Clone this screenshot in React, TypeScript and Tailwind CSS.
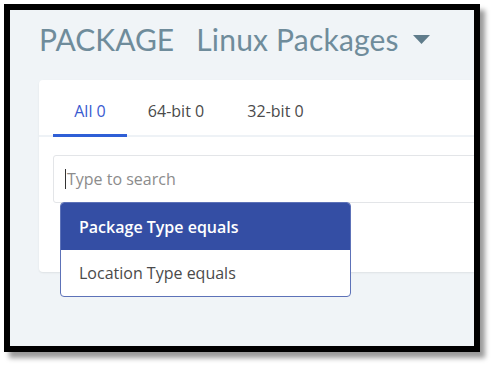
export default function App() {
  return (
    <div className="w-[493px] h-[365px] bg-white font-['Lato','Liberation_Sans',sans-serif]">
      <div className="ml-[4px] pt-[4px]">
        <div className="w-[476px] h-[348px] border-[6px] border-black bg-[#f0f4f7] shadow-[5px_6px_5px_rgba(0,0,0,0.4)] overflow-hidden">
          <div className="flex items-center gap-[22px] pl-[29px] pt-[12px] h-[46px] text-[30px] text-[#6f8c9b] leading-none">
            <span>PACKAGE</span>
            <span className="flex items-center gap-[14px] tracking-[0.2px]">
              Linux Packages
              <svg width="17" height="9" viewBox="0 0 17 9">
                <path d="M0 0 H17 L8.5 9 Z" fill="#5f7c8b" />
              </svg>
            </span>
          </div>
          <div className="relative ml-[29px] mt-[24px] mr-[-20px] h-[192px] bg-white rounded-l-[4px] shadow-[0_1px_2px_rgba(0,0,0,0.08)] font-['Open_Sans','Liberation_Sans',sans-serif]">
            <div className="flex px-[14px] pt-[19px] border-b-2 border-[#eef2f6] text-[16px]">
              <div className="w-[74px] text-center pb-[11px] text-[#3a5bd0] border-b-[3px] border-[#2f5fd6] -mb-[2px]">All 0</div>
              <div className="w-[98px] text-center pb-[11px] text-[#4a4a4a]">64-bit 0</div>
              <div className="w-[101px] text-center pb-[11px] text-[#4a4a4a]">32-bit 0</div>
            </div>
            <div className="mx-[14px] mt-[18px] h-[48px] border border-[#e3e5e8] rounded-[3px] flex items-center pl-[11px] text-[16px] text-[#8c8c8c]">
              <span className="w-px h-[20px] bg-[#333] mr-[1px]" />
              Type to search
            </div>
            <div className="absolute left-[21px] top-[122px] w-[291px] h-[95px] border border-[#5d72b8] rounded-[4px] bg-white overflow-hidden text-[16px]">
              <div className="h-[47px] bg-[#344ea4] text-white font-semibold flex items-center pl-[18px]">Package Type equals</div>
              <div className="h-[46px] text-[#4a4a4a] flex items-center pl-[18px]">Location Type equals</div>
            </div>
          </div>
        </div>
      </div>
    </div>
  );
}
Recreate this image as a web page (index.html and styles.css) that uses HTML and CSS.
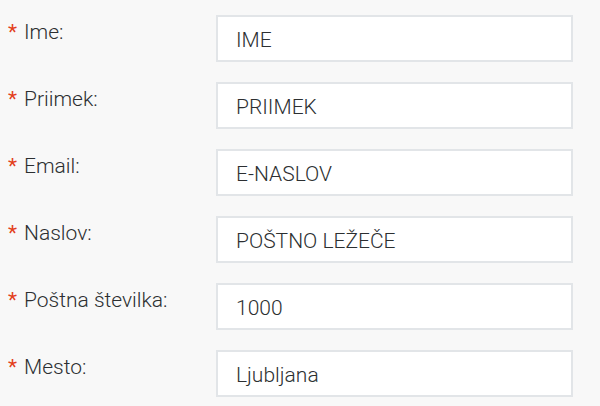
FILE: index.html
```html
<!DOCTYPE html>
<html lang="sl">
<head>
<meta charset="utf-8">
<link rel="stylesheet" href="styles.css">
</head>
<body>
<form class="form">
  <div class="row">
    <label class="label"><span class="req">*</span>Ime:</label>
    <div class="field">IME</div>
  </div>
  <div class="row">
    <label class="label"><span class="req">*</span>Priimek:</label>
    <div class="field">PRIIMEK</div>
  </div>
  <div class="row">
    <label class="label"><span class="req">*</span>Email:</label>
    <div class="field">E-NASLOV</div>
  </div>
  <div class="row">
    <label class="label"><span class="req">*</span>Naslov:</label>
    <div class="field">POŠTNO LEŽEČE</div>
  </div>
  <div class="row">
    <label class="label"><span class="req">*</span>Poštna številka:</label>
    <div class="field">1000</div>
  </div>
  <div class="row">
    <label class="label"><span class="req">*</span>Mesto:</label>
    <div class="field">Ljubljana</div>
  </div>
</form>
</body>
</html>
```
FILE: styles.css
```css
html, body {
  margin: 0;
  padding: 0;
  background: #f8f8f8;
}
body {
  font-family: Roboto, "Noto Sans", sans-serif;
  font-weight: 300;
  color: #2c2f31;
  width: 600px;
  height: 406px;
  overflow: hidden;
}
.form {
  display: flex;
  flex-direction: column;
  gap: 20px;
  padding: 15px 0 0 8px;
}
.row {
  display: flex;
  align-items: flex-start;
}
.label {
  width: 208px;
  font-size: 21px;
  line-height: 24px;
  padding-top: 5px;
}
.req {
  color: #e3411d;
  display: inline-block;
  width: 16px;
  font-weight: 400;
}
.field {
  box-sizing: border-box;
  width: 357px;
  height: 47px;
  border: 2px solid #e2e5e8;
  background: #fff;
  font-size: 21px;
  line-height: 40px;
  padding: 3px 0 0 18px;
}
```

**Task objective:** Write the lines above out again exactly, without any of their pictures.

**Written answer:**
Clone this screenshot in React, TypeScript and Tailwind CSS.
export default function App() {
  return (
    <div className="w-[493px] h-[365px] bg-white font-['Lato','Liberation_Sans',sans-serif]">
      <div className="ml-[4px] pt-[4px]">
        <div className="w-[476px] h-[348px] border-[6px] border-black bg-[#f0f4f7] shadow-[5px_6px_5px_rgba(0,0,0,0.4)] overflow-hidden">
          <div className="flex items-center gap-[22px] pl-[29px] pt-[12px] h-[46px] text-[30px] text-[#6f8c9b] leading-none">
            <span>PACKAGE</span>
            <span className="flex items-center gap-[14px] tracking-[0.2px]">
              Linux Packages
              <svg width="17" height="9" viewBox="0 0 17 9">
                <path d="M0 0 H17 L8.5 9 Z" fill="#5f7c8b" />
              </svg>
            </span>
          </div>
          <div className="relative ml-[29px] mt-[24px] mr-[-20px] h-[192px] bg-white rounded-l-[4px] shadow-[0_1px_2px_rgba(0,0,0,0.08)] font-['Open_Sans','Liberation_Sans',sans-serif]">
            <div className="flex px-[14px] pt-[19px] border-b-2 border-[#eef2f6] text-[16px]">
              <div className="w-[74px] text-center pb-[11px] text-[#3a5bd0] border-b-[3px] border-[#2f5fd6] -mb-[2px]">All 0</div>
              <div className="w-[98px] text-center pb-[11px] text-[#4a4a4a]">64-bit 0</div>
              <div className="w-[101px] text-center pb-[11px] text-[#4a4a4a]">32-bit 0</div>
            </div>
            <div className="mx-[14px] mt-[18px] h-[48px] border border-[#e3e5e8] rounded-[3px] flex items-center pl-[11px] text-[16px] text-[#8c8c8c]">
              <span className="w-px h-[20px] bg-[#333] mr-[1px]" />
              Type to search
            </div>
            <div className="absolute left-[21px] top-[122px] w-[291px] h-[95px] border border-[#5d72b8] rounded-[4px] bg-white overflow-hidden text-[16px]">
              <div className="h-[47px] bg-[#344ea4] text-white font-semibold flex items-center pl-[18px]">Package Type equals</div>
              <div className="h-[46px] text-[#4a4a4a] flex items-center pl-[18px]">Location Type equals</div>
            </div>
          </div>
        </div>
      </div>
    </div>
  );
}
Recreate this image as a web page (index.html and styles.css) that uses HTML and CSS.
FILE: index.html
```html
<!DOCTYPE html>
<html lang="sl">
<head>
<meta charset="utf-8">
<link rel="stylesheet" href="styles.css">
</head>
<body>
<form class="form">
  <div class="row">
    <label class="label"><span class="req">*</span>Ime:</label>
    <div class="field">IME</div>
  </div>
  <div class="row">
    <label class="label"><span class="req">*</span>Priimek:</label>
    <div class="field">PRIIMEK</div>
  </div>
  <div class="row">
    <label class="label"><span class="req">*</span>Email:</label>
    <div class="field">E-NASLOV</div>
  </div>
  <div class="row">
    <label class="label"><span class="req">*</span>Naslov:</label>
    <div class="field">POŠTNO LEŽEČE</div>
  </div>
  <div class="row">
    <label class="label"><span class="req">*</span>Poštna številka:</label>
    <div class="field">1000</div>
  </div>
  <div class="row">
    <label class="label"><span class="req">*</span>Mesto:</label>
    <div class="field">Ljubljana</div>
  </div>
</form>
</body>
</html>
```
FILE: styles.css
```css
html, body {
  margin: 0;
  padding: 0;
  background: #f8f8f8;
}
body {
  font-family: Roboto, "Noto Sans", sans-serif;
  font-weight: 300;
  color: #2c2f31;
  width: 600px;
  height: 406px;
  overflow: hidden;
}
.form {
  display: flex;
  flex-direction: column;
  gap: 20px;
  padding: 15px 0 0 8px;
}
.row {
  display: flex;
  align-items: flex-start;
}
.label {
  width: 208px;
  font-size: 21px;
  line-height: 24px;
  padding-top: 5px;
}
.req {
  color: #e3411d;
  display: inline-block;
  width: 16px;
  font-weight: 400;
}
.field {
  box-sizing: border-box;
  width: 357px;
  height: 47px;
  border: 2px solid #e2e5e8;
  background: #fff;
  font-size: 21px;
  line-height: 40px;
  padding: 3px 0 0 18px;
}
```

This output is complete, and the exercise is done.